:: PROVIDED MATERIAL
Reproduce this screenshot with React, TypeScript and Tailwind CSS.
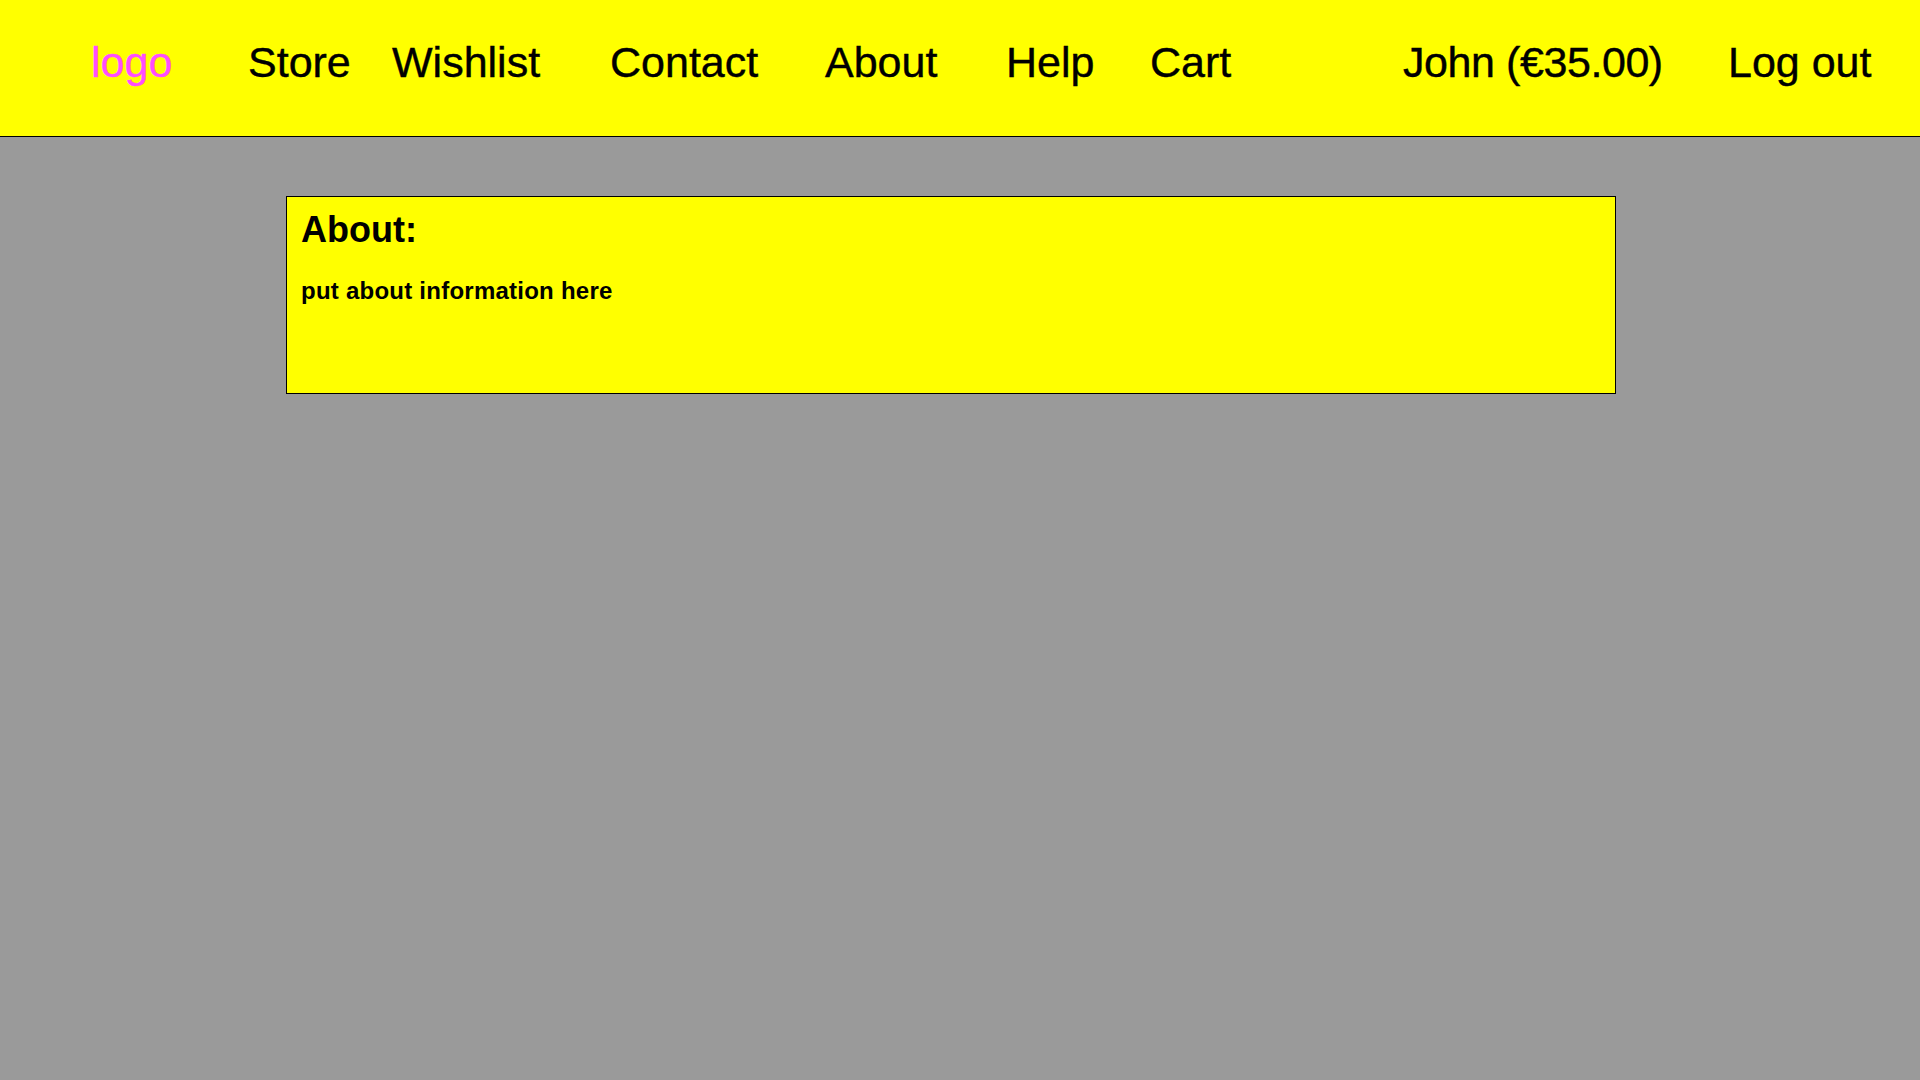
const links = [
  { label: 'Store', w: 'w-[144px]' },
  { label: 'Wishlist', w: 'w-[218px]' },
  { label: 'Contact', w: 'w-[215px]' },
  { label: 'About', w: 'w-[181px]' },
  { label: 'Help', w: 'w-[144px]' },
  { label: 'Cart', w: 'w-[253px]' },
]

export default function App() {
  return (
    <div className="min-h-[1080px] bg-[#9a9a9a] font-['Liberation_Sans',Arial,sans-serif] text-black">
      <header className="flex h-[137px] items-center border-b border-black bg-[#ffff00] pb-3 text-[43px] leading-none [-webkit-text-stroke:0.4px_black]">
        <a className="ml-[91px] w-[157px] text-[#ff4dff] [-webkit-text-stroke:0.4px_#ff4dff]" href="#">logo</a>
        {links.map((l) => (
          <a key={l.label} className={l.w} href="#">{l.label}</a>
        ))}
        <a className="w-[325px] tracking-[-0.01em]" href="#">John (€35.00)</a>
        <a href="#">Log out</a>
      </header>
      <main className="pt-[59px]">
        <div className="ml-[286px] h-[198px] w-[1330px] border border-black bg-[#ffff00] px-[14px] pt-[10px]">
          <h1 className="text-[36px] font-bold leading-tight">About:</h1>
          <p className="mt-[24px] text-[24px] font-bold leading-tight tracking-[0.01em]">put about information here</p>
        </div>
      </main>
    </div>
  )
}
::::
Copy the listing over exactly, skipping the pictures it holds.

Reproduce this screenshot with React, TypeScript and Tailwind CSS.
const links = [
  { label: 'Store', w: 'w-[144px]' },
  { label: 'Wishlist', w: 'w-[218px]' },
  { label: 'Contact', w: 'w-[215px]' },
  { label: 'About', w: 'w-[181px]' },
  { label: 'Help', w: 'w-[144px]' },
  { label: 'Cart', w: 'w-[253px]' },
]

export default function App() {
  return (
    <div className="min-h-[1080px] bg-[#9a9a9a] font-['Liberation_Sans',Arial,sans-serif] text-black">
      <header className="flex h-[137px] items-center border-b border-black bg-[#ffff00] pb-3 text-[43px] leading-none [-webkit-text-stroke:0.4px_black]">
        <a className="ml-[91px] w-[157px] text-[#ff4dff] [-webkit-text-stroke:0.4px_#ff4dff]" href="#">logo</a>
        {links.map((l) => (
          <a key={l.label} className={l.w} href="#">{l.label}</a>
        ))}
        <a className="w-[325px] tracking-[-0.01em]" href="#">John (€35.00)</a>
        <a href="#">Log out</a>
      </header>
      <main className="pt-[59px]">
        <div className="ml-[286px] h-[198px] w-[1330px] border border-black bg-[#ffff00] px-[14px] pt-[10px]">
          <h1 className="text-[36px] font-bold leading-tight">About:</h1>
          <p className="mt-[24px] text-[24px] font-bold leading-tight tracking-[0.01em]">put about information here</p>
        </div>
      </main>
    </div>
  )
}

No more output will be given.